TASK PROMPT: Provide a single number: the count of lines containing the string "table".

>> start

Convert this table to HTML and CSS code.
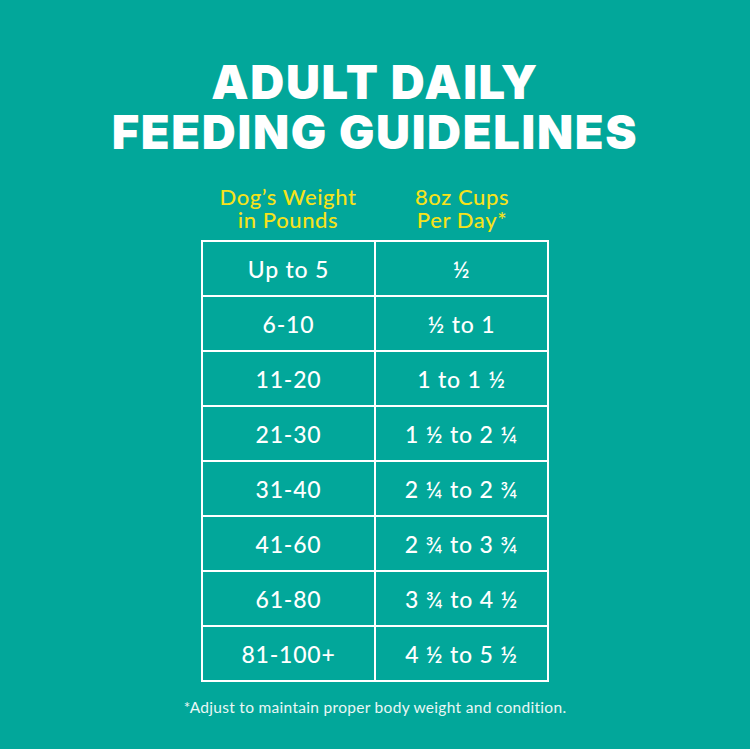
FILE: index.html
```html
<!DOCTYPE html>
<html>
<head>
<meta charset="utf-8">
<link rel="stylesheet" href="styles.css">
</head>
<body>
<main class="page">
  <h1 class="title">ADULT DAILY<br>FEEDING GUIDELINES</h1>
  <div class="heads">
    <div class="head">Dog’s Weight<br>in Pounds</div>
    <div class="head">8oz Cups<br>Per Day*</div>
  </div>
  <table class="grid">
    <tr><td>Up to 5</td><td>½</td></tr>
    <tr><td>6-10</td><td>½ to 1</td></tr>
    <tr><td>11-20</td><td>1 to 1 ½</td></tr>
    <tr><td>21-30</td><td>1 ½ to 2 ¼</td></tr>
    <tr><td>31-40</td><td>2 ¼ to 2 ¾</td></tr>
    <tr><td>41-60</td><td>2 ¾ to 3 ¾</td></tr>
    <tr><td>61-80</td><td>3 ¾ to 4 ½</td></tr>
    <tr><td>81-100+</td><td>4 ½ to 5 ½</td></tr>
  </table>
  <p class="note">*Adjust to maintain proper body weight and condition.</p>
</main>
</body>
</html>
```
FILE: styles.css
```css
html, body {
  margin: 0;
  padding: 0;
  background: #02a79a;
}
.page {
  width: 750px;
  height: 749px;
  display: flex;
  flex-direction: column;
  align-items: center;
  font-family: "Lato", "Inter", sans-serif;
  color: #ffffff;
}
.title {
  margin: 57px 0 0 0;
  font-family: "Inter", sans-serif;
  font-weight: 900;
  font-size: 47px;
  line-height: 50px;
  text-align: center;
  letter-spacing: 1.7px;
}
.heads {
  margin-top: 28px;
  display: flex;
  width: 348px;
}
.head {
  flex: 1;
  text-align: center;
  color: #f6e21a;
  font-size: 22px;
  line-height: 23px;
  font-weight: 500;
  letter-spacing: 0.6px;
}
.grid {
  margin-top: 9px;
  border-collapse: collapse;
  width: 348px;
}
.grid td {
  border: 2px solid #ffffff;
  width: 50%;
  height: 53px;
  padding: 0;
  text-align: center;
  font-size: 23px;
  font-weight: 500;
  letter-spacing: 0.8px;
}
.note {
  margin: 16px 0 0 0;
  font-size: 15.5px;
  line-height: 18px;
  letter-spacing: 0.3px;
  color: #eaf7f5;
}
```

>> end

ANSWER FOR THE TASK: 3